To achieve excellence, one has to step outside their comfort zone.

Endless amount of books are dedicated to the same theme and the same answer, believe it or not, pertaining to attaining consistent excellence reveals itself. You need to consistently step outside the comfort zone. It is a fact that there were so many players who came through my own club and indeed my own county with more talent than me.

The differential in any success, individual or collective, is the ability to work harder than your opponent, to be able to consistently step out of that comfort zone and go to dark places physically and mentally within a performance (including training) to win.

Even in defeat, while the result may not have be considered desirable, individually you can take comfort in a personal performance.

What you have in Dublin is a strong culture and commitment to that thing called hard work.

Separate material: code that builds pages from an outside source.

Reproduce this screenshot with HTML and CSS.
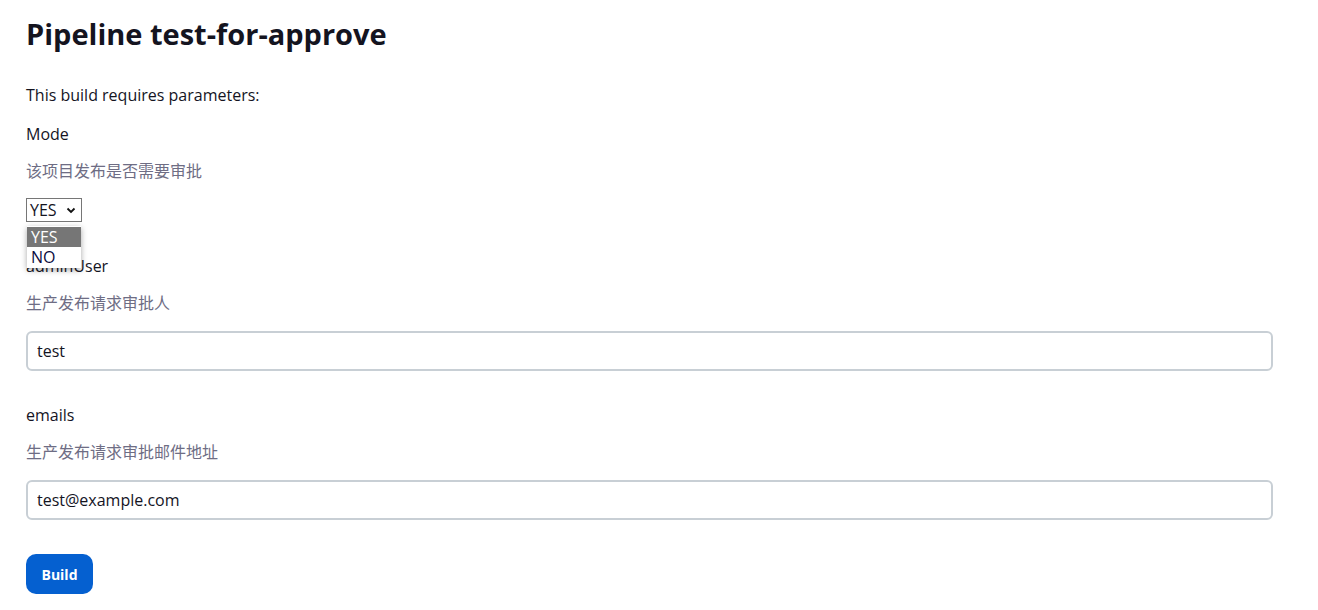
FILE: index.html
```html
<!DOCTYPE html>
<html lang="en">
<head>
<meta charset="utf-8">
<title>Pipeline test-for-approve</title>
<link rel="stylesheet" href="styles.css">
</head>
<body>
<main class="page">
  <h1 class="title">Pipeline test-for-approve</h1>
  <p class="intro">This build requires parameters:</p>

  <section class="param">
    <div class="param-name">Mode</div>
    <div class="param-desc">该项目发布是否需要审批</div>
    <div class="select-wrap">
      <div class="select">
        <span>YES</span>
        <svg class="chev" width="10" height="8" viewBox="0 0 10 8"><path d="M1.5 2.5 L5 6 L8.5 2.5" fill="none" stroke="#111" stroke-width="1.8"/></svg>
      </div>
      <ul class="options">
        <li class="option selected">YES</li>
        <li class="option">NO</li>
      </ul>
    </div>
  </section>

  <section class="param">
    <div class="param-name">adminUser</div>
    <div class="param-desc">生产发布请求审批人</div>
    <input class="text-input" type="text" value="test">
  </section>

  <section class="param">
    <div class="param-name">emails</div>
    <div class="param-desc">生产发布请求审批邮件地址</div>
    <input class="text-input" type="text" value="test@example.com">
  </section>

  <button class="build-btn" type="button">Build</button>
</main>
</body>
</html>
```
FILE: styles.css
```css
html, body {
  margin: 0;
  padding: 0;
  background: #fff;
}
body {
  font-family: "Open Sans", "Noto Sans CJK SC", sans-serif;
  color: #14141f;
  font-size: 16px;
}
.page {
  padding: 16px 45px 0 26px;
  display: flex;
  flex-direction: column;
  align-items: flex-start;
}
.title {
  margin: 0;
  font-size: 29px;
  line-height: 36px;
  font-weight: 700;
}
.intro {
  margin: 31px 0 0;
  line-height: 24px;
}
.param {
  margin-top: 15px;
  display: flex;
  flex-direction: column;
  align-items: flex-start;
  width: 100%;
}
.param + .param {
  margin-top: 32px;
}
.param-name {
  line-height: 24px;
}
.param-desc {
  margin-top: 12px;
  line-height: 24px;
  color: #6e6d84;
  font-family: "Noto Sans CJK SC", sans-serif;
  font-size: 16px;
}
.select-wrap {
  position: relative;
  margin-top: 16px;
}
.select {
  box-sizing: border-box;
  width: 56px;
  height: 24px;
  border: 1px solid #767676;
  display: flex;
  align-items: center;
  justify-content: space-between;
  padding: 0 5px 0 3px;
  font-size: 16px;
}
.options {
  position: absolute;
  left: 1px;
  top: 28px;
  width: 54px;
  margin: 0;
  padding: 1px 0;
  list-style: none;
  background: #fff;
  box-shadow: 0 2px 6px rgba(0,0,0,0.35);
  z-index: 2;
}
.option {
  height: 20px;
  line-height: 20px;
  padding-left: 4px;
  font-size: 16px;
  color: #0a0a40;
}
.option.selected {
  background: #767676;
  color: #fff;
}
.text-input {
  box-sizing: border-box;
  margin-top: 17px;
  width: 100%;
  height: 40px;
  border: 2px solid #c8cfd5;
  border-radius: 6px;
  padding: 0 9px;
  font-family: "Open Sans", sans-serif;
  font-size: 16px;
  color: #14141f;
  outline: none;
}
.build-btn {
  margin-top: 34px;
  height: 40px;
  width: 67px;
  border: none;
  border-radius: 10px;
  background: #0560d0;
  color: #fff;
  font-family: "Open Sans", sans-serif;
  font-weight: 700;
  font-size: 14px;
  padding: 0;
}
```
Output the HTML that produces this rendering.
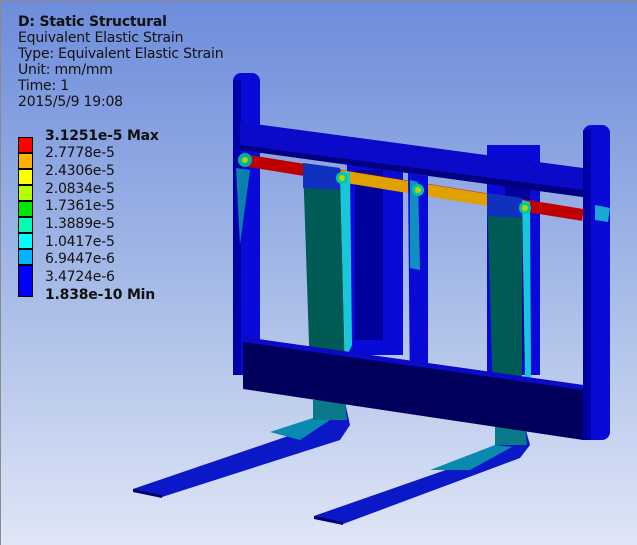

You have a panel of players willing to go out of their comfort zone.

While for many it may be too simplistic to state the obvious, the fact is that Dublin are champions because they are consistently the hardest working side in the country.

In a poor culture (like that witnessed throughout the late 90s and the noughties),

Dublin won Leinster titles but nothing more.

I can’t help but feel that any new rule changes introduced in the past had some origin in trying to negate Dublin’s dominance.

Who mastered the kick-out? Cluxton.

Who has mastered the counter-attack? Dublin.

Rules or no rules, the Dubs still find a way to win. No amount of rule changes will affect Dublin’s medium-term results.

As long as their culture remains the same, all other teams lacking their level of consistency will be unable to wrest their stranglehold on GAA competitions. To beat the Dubs you have to out-work the Dubs.

Monaghan managed it on a rare day.

But they lacked this consistency in Roscommon.

That’s where the Dubs are different. They are the performance bar.

It’s not a science as to how they got here. It is simply through sheer bloody hard work.